◆ **WHAT IS REQUIRED**: Output all entries verbatim. Skip pictures.

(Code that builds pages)

■ ■ ■ ■

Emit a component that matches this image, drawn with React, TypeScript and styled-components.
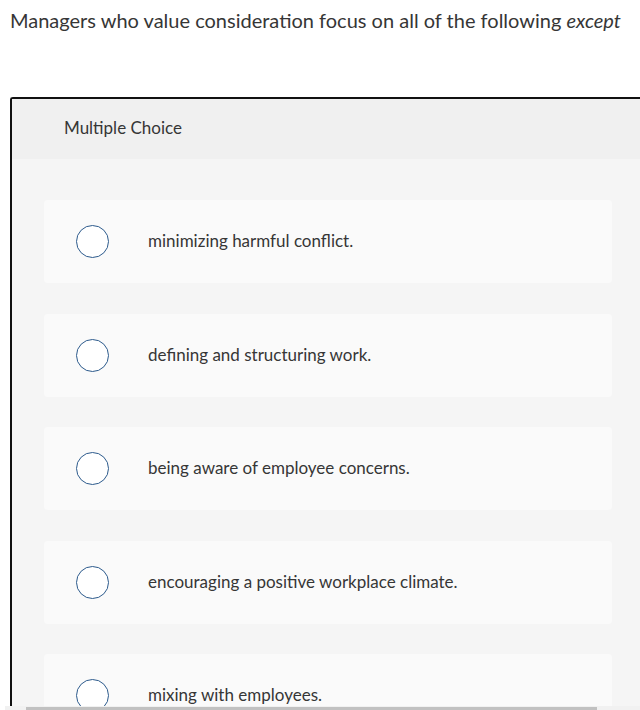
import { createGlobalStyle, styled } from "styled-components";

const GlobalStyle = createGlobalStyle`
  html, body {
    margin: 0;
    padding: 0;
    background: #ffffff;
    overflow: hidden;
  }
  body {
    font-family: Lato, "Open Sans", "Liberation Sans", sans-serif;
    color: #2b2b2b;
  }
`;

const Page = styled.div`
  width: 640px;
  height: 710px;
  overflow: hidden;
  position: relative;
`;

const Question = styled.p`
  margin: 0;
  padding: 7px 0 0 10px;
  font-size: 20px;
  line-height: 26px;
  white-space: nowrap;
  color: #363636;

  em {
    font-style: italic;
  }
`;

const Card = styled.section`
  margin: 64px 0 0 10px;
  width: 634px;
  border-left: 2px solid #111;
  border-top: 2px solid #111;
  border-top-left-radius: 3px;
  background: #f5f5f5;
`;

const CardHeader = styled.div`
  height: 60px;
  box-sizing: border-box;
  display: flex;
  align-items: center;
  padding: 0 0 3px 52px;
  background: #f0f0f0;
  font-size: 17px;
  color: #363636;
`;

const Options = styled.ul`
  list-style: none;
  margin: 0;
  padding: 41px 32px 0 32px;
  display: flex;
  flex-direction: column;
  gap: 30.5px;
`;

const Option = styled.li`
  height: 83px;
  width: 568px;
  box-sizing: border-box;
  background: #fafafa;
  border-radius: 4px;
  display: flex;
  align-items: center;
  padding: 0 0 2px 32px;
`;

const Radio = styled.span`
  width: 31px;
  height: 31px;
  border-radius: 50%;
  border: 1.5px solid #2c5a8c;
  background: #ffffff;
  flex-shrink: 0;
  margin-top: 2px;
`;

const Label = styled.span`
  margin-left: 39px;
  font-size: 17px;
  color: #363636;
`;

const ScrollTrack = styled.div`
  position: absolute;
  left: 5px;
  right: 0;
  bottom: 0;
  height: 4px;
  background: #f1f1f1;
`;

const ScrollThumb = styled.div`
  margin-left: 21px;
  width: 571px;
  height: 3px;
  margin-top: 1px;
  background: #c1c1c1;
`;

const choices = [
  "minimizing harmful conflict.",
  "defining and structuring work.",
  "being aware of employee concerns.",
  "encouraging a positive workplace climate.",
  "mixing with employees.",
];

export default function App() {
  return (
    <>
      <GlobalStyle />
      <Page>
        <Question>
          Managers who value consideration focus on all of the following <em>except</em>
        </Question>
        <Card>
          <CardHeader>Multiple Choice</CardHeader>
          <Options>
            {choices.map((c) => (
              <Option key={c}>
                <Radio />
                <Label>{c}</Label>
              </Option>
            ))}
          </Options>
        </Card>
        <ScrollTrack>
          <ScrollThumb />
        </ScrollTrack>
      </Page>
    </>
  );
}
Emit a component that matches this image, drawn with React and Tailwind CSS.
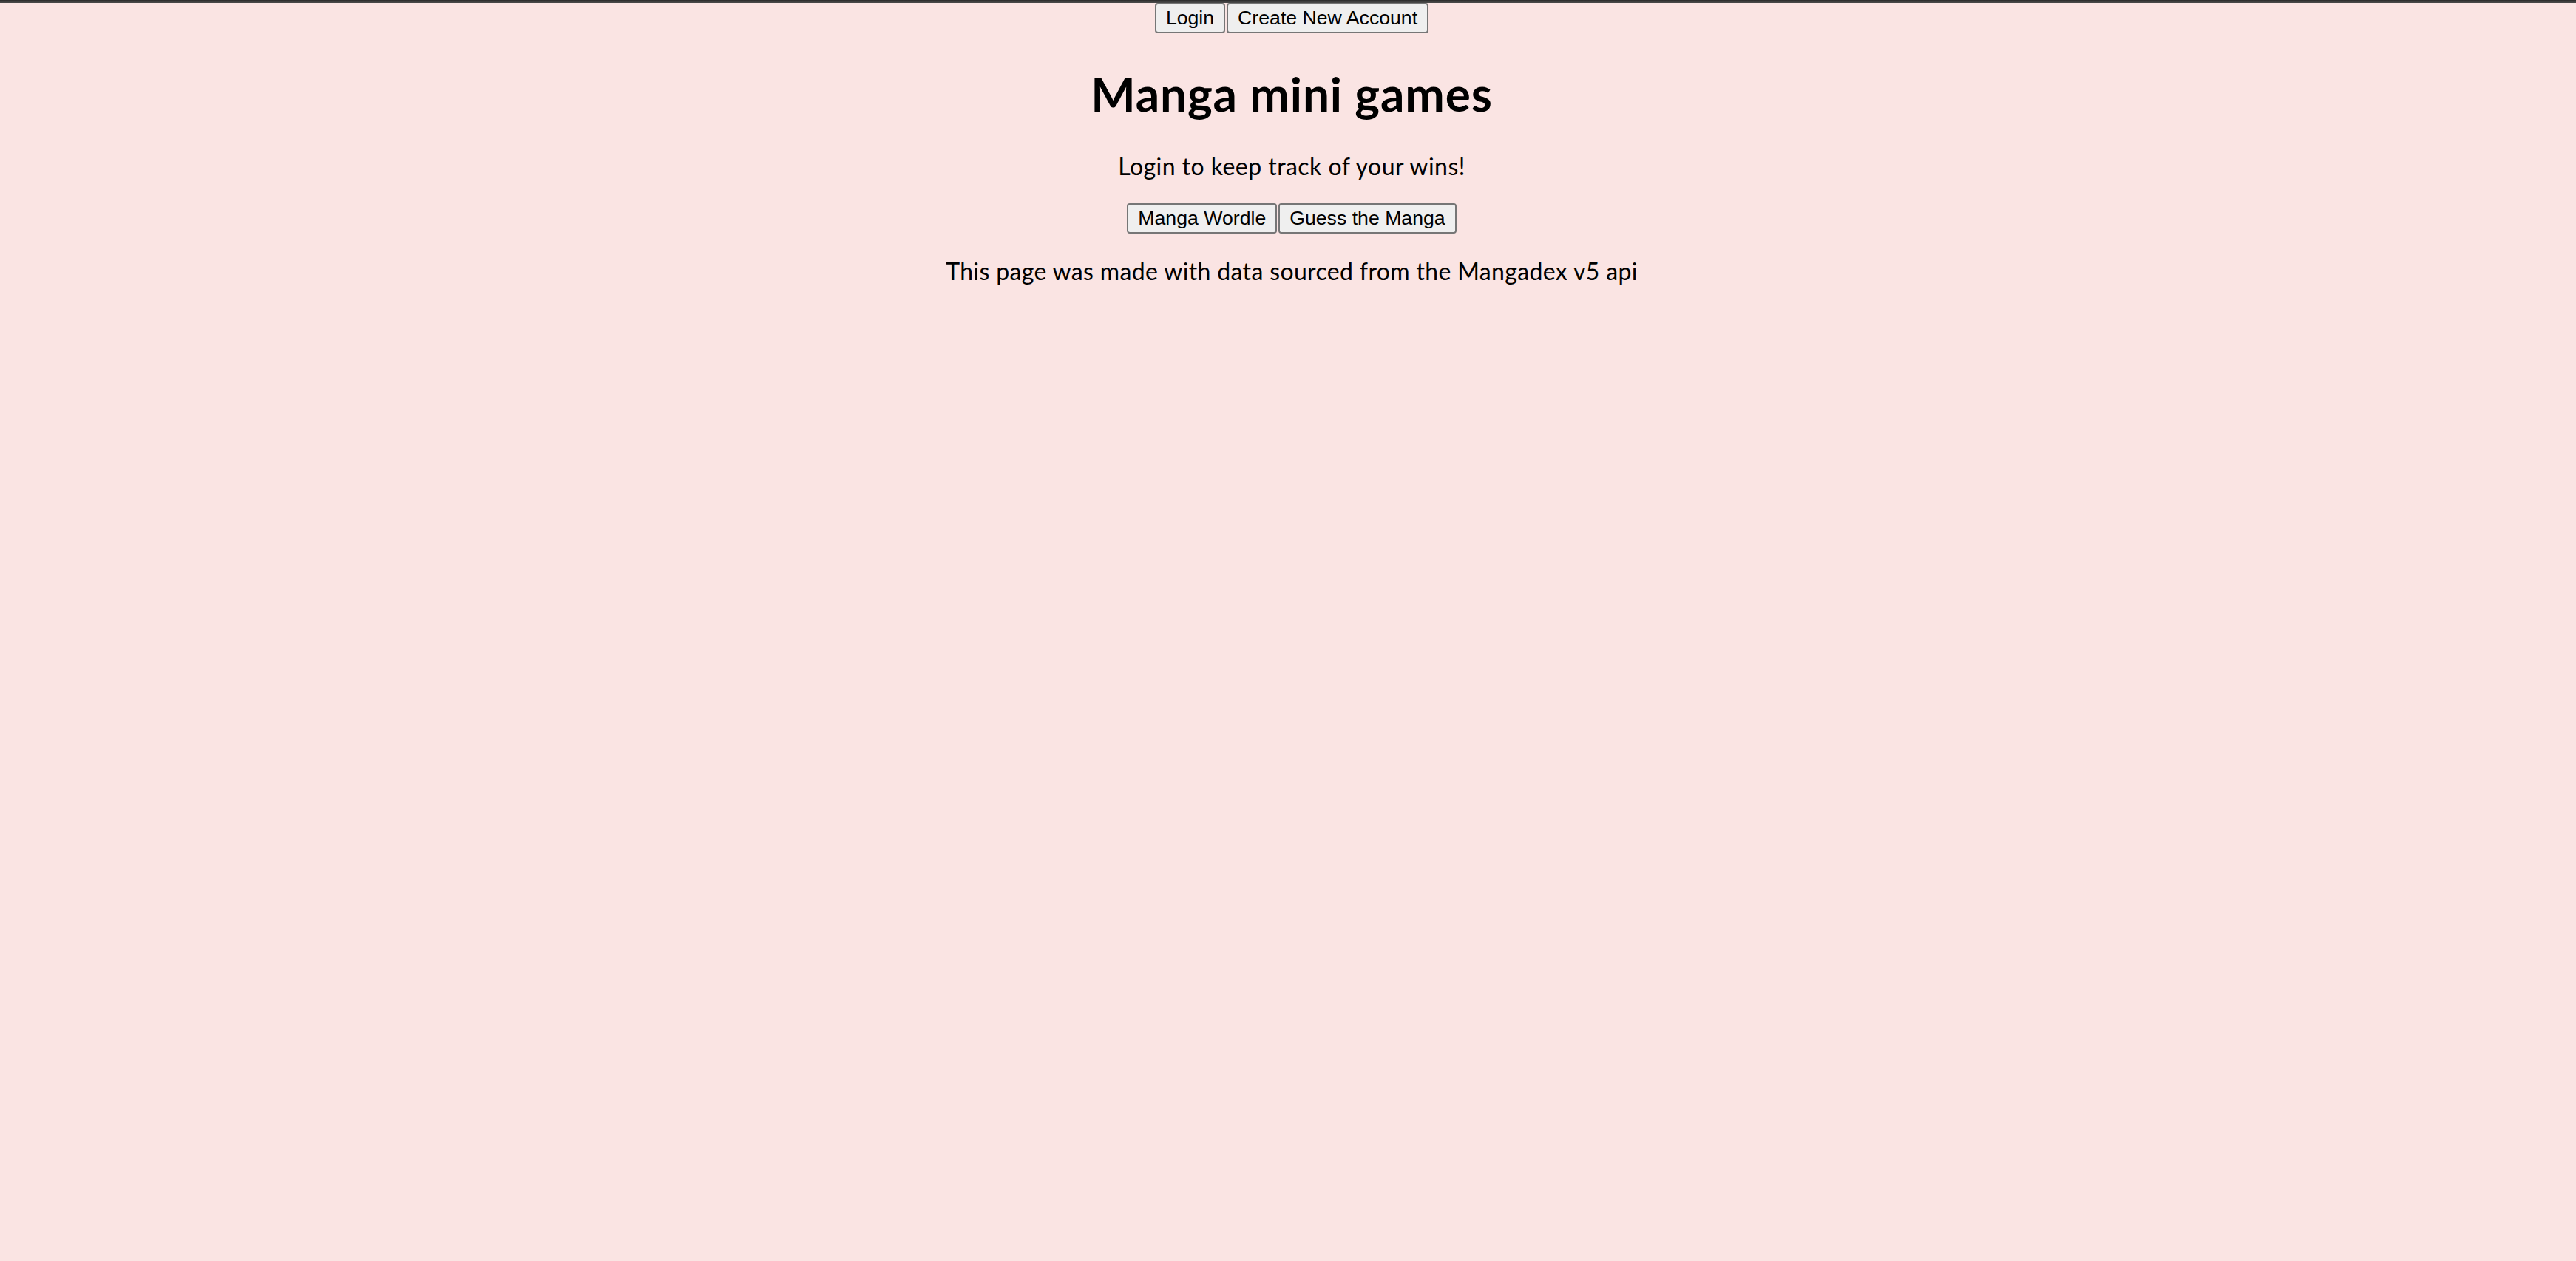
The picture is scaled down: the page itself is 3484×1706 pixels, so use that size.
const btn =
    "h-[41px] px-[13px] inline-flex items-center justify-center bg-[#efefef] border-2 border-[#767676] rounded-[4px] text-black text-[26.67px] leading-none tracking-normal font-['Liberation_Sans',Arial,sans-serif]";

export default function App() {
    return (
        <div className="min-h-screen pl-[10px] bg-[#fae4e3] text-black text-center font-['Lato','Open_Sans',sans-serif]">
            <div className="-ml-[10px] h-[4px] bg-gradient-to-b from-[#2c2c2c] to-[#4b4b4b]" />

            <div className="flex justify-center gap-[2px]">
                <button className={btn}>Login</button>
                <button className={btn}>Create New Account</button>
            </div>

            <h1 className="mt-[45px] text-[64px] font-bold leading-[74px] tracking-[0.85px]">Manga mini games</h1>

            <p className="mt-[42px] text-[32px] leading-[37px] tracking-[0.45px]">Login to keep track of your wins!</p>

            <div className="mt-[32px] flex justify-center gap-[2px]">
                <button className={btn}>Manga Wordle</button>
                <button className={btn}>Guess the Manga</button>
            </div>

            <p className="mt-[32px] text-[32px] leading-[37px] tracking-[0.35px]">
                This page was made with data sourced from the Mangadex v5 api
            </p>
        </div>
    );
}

■ ■ ■ ■

◆ **RESPONSE TO THIS EXERCISE**:
Emit a component that matches this image, drawn with React, TypeScript and styled-components.
import { createGlobalStyle, styled } from "styled-components";

const GlobalStyle = createGlobalStyle`
  html, body {
    margin: 0;
    padding: 0;
    background: #ffffff;
    overflow: hidden;
  }
  body {
    font-family: Lato, "Open Sans", "Liberation Sans", sans-serif;
    color: #2b2b2b;
  }
`;

const Page = styled.div`
  width: 640px;
  height: 710px;
  overflow: hidden;
  position: relative;
`;

const Question = styled.p`
  margin: 0;
  padding: 7px 0 0 10px;
  font-size: 20px;
  line-height: 26px;
  white-space: nowrap;
  color: #363636;

  em {
    font-style: italic;
  }
`;

const Card = styled.section`
  margin: 64px 0 0 10px;
  width: 634px;
  border-left: 2px solid #111;
  border-top: 2px solid #111;
  border-top-left-radius: 3px;
  background: #f5f5f5;
`;

const CardHeader = styled.div`
  height: 60px;
  box-sizing: border-box;
  display: flex;
  align-items: center;
  padding: 0 0 3px 52px;
  background: #f0f0f0;
  font-size: 17px;
  color: #363636;
`;

const Options = styled.ul`
  list-style: none;
  margin: 0;
  padding: 41px 32px 0 32px;
  display: flex;
  flex-direction: column;
  gap: 30.5px;
`;

const Option = styled.li`
  height: 83px;
  width: 568px;
  box-sizing: border-box;
  background: #fafafa;
  border-radius: 4px;
  display: flex;
  align-items: center;
  padding: 0 0 2px 32px;
`;

const Radio = styled.span`
  width: 31px;
  height: 31px;
  border-radius: 50%;
  border: 1.5px solid #2c5a8c;
  background: #ffffff;
  flex-shrink: 0;
  margin-top: 2px;
`;

const Label = styled.span`
  margin-left: 39px;
  font-size: 17px;
  color: #363636;
`;

const ScrollTrack = styled.div`
  position: absolute;
  left: 5px;
  right: 0;
  bottom: 0;
  height: 4px;
  background: #f1f1f1;
`;

const ScrollThumb = styled.div`
  margin-left: 21px;
  width: 571px;
  height: 3px;
  margin-top: 1px;
  background: #c1c1c1;
`;

const choices = [
  "minimizing harmful conflict.",
  "defining and structuring work.",
  "being aware of employee concerns.",
  "encouraging a positive workplace climate.",
  "mixing with employees.",
];

export default function App() {
  return (
    <>
      <GlobalStyle />
      <Page>
        <Question>
          Managers who value consideration focus on all of the following <em>except</em>
        </Question>
        <Card>
          <CardHeader>Multiple Choice</CardHeader>
          <Options>
            {choices.map((c) => (
              <Option key={c}>
                <Radio />
                <Label>{c}</Label>
              </Option>
            ))}
          </Options>
        </Card>
        <ScrollTrack>
          <ScrollThumb />
        </ScrollTrack>
      </Page>
    </>
  );
}
Emit a component that matches this image, drawn with React and Tailwind CSS.
The picture is scaled down: the page itself is 3484×1706 pixels, so use that size.
const btn =
    "h-[41px] px-[13px] inline-flex items-center justify-center bg-[#efefef] border-2 border-[#767676] rounded-[4px] text-black text-[26.67px] leading-none tracking-normal font-['Liberation_Sans',Arial,sans-serif]";

export default function App() {
    return (
        <div className="min-h-screen pl-[10px] bg-[#fae4e3] text-black text-center font-['Lato','Open_Sans',sans-serif]">
            <div className="-ml-[10px] h-[4px] bg-gradient-to-b from-[#2c2c2c] to-[#4b4b4b]" />

            <div className="flex justify-center gap-[2px]">
                <button className={btn}>Login</button>
                <button className={btn}>Create New Account</button>
            </div>

            <h1 className="mt-[45px] text-[64px] font-bold leading-[74px] tracking-[0.85px]">Manga mini games</h1>

            <p className="mt-[42px] text-[32px] leading-[37px] tracking-[0.45px]">Login to keep track of your wins!</p>

            <div className="mt-[32px] flex justify-center gap-[2px]">
                <button className={btn}>Manga Wordle</button>
                <button className={btn}>Guess the Manga</button>
            </div>

            <p className="mt-[32px] text-[32px] leading-[37px] tracking-[0.35px]">
                This page was made with data sourced from the Mangadex v5 api
            </p>
        </div>
    );
}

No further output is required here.